The Magic have not quite been right.
The team’s offense has been abysmal thanks to an odd shooting performance — 40.5 percent on shots where the closest defender is more than four feet away with 41.8 such attempts per game, compared to 43.2 percent on 46.4 such attempts per game last year (the games played in Mexico City last year were not tracked).
The defense though, despite ranking seventh overall in the league, has not quite been the same.
Clifford has lamented the team’s lack of physicality for much of the season. That is not quite seen in statistics — he points to rebounding a lot, but the Magic are sixth in the league in defensive rebound rate. But defensively the team has seemed a bit off. The effort is not consistently at a high level.
And that trickles down everywhere else because the margin for error is so small. It is impossible not to feel the team’s extreme offensive struggles have bled into the defense some. It is hard to keep a defensive focus when a team is so frustrated offensively.
The team has underperformed. By how much is the unanswerable question. Nobody can really say what this team’s ultimate ceiling could have been or how good this team actually is. And for the long-term, it certainly feels like the team is bumping up against its ceiling as it struggles with many of the same issues as last year.
Issues that were papered over some through that inspiring 22-9 run.
But everyone can agree, even within the confines of this roster and all its flaws and limits, that it can play better. Last year was proof of that.
And so at this point of the year, everyone wants to know if this team can reach back and get that again. They may not have to be that good — and certainly, without Jonathan Isaac, it will be tougher — but the team needs to show some hint of forward momentum.
Making the playoffs remains the goal. It is the baseline expectation this group was supposed to meet. But it was always a moving target. It was not the definition of success this season.
Success was supposed to see the team compete for homecourt advantage or be in a playoff series they can actually compete and potentially steal a win. Those goals are unlikely at this point.
Still, there is something to accomplish.
The team wants to make the playoffs. And they want to make the playoffs doing the right things. Clifford’s mantra for his teams has always been to improve throughout the course of the season — both individually and as a group. He wants the team to play its way in.
Orlando will get the benefit of an easier schedule. According to Tankathon, the Magic play the third-easiest scheduled by opponent win percentage. The team has played the third-toughest schedule in the league to this point.

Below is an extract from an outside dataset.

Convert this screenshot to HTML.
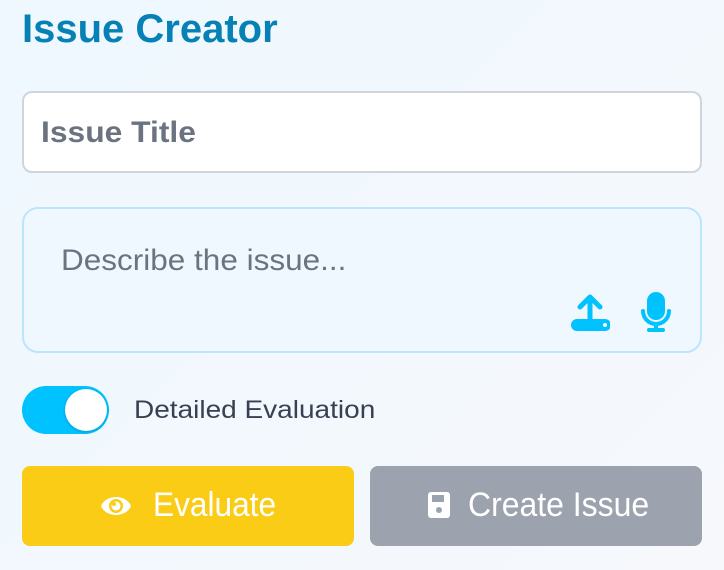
<!DOCTYPE html>
<html><head><style>
body{margin:0;width:724px;height:570px;overflow:hidden;background:linear-gradient(135deg,#eef8fe,#f6f8fc);font-family:"Liberation Sans",sans-serif;position:relative}
.s{display:inline-block;transform-origin:0 50%}
.t{position:absolute;left:22px;top:7px;font-size:40px;font-weight:bold;color:#0681b5;margin:0}
.in{position:absolute;left:22px;top:91px;width:676px;height:78px;border:2px solid #d1d5db;border-radius:10px;background:#fff}
.in span{position:absolute;left:17px;top:23px;font-size:30px;font-weight:bold;color:#6b7280}
.ta{position:absolute;left:22px;top:207px;width:676px;height:142px;border:2px solid #bae6fd;border-radius:16px;background:#eff8fe}
.ta>span{position:absolute;left:37px;top:35px;font-size:30px;color:#6b7280}
.tg{position:absolute;left:22px;top:386px;width:87px;height:48px;border-radius:24px;background:#00c2ff}
.tg i{position:absolute;right:2px;top:3px;width:42px;height:42px;border-radius:50%;background:#fff;box-shadow:0 1px 3px rgba(0,0,0,.2)}
.lb{position:absolute;left:134px;top:396px;font-size:25px;color:#374151}
.b{position:absolute;top:466px;width:332px;height:80px;border-radius:8px;color:#fff;font-size:34px}
.b svg,.b span{position:absolute}
</style></head><body>
<h1 class="t"><span class="s" style="transform:scaleX(1.0)">Issue Creator</span></h1>
<div class="in"><span class="s" style="transform:scaleX(1.06)">Issue Title</span></div>
<div class="ta"><span class="s" style="transform:scaleX(1.05)">Describe the issue...</span>
<svg style="position:absolute;left:546px;top:84px" width="40" height="40" viewBox="0 0 40 40"><path d="M20 5v24M10 14l10-10 10 10" stroke="#00c2ff" stroke-width="5" fill="none" stroke-linecap="round" stroke-linejoin="round"/><rect x="1" y="26" width="40" height="12" rx="6" fill="#00c2ff"/><circle cx="35" cy="32" r="2" fill="#fff"/></svg>
<svg style="position:absolute;left:616px;top:82px" width="32" height="42" viewBox="0 0 32 42"><rect x="7" y="1" width="18" height="28" rx="9" fill="#00c2ff"/><path d="M3 20a13 13 0 0 0 26 0" stroke="#00c2ff" stroke-width="4" fill="none" stroke-linecap="round"/><path d="M16 33v6M9 39h14" stroke="#00c2ff" stroke-width="4" stroke-linecap="round"/></svg>
</div>
<div class="tg"><i></i></div>
<div class="lb"><span class="s" style="transform:scaleX(1.12)">Detailed Evaluation</span></div>
<div class="b" style="left:22px;background:#facc15"><svg style="left:78px;top:26px" width="32" height="28" viewBox="0 0 32 28"><path d="M1 14C6 2 26 2 31 14C26 26 6 26 1 14Z" fill="#fff"/><circle cx="16" cy="14" r="7" fill="#facc15"/><circle cx="16" cy="14" r="4.5" fill="#fff"/><circle cx="14" cy="12" r="2" fill="#facc15"/></svg><span class="s" style="left:131px;top:20px;transform:scaleX(0.93)">Evaluate</span></div>
<div class="b" style="left:370px;background:#9ca3af"><svg style="left:58px;top:26px" width="22" height="26" viewBox="0 0 22 26"><rect x="0" y="0" width="22" height="26" rx="3" fill="#fff"/><rect x="4" y="3" width="12" height="7" fill="#9ca3af"/><circle cx="11" cy="18" r="3" fill="#9ca3af"/></svg><span class="s" style="left:98px;top:20px;transform:scaleX(0.94)">Create Issue</span></div>
</body></html>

That all suggests the path is open for the Magic to make another run. That only increases the anticipation and the questions for this team to copy what it did last year.
That is not how the team is thinking.
The Magic insist the focus needs to be less on what they could or should be and more on getting into the details to make that happen. They cannot simply flip a switch. They have to take care of themselves and play at a higher level. That is what actually happened last year and confidence simply built on itself.
Orlando Magic
But so too did the desperation.
As Clifford noted after Wednesday’s win over the Detroit Pistons, the Orlando Magic played last year with a chip on their shoulder. They were trying to prove to the league they were not the same Magic.
That playoff appearance gave the team poise but may have decreased the team’s urgency.
The Magic are trying to say that playing with the lead will not change their focus and that it would take the same approach to make up ground as it would to hold their ground. In any case, the team is no cinch to make the playoffs. They know that better than most. They have to win and continue playing well.
But the one thing that is clear is that this year will not be like last year. Players have acknowledged a different dynamic with this group. They have pushed aside any attempts to compare this year to last year.
The bottom line is that it is different.
All the conditions — the expectations, the dynamic, how defenses treat them, the urgency and even the personnel — are completely different. The way the team got to this point feels very different even though the team’s record is virtually the same.
The Magic will need its best players like Nikola Vucevic, Aaron Gordon and Terrence Ross to get out of season-long swoons. They will need their defense to lead the way, getting stops and suffocating opponents to spark their offense.
Last year was special, everyone recognizes that. But it is not something that will happen again. This team will have to find its own path forward.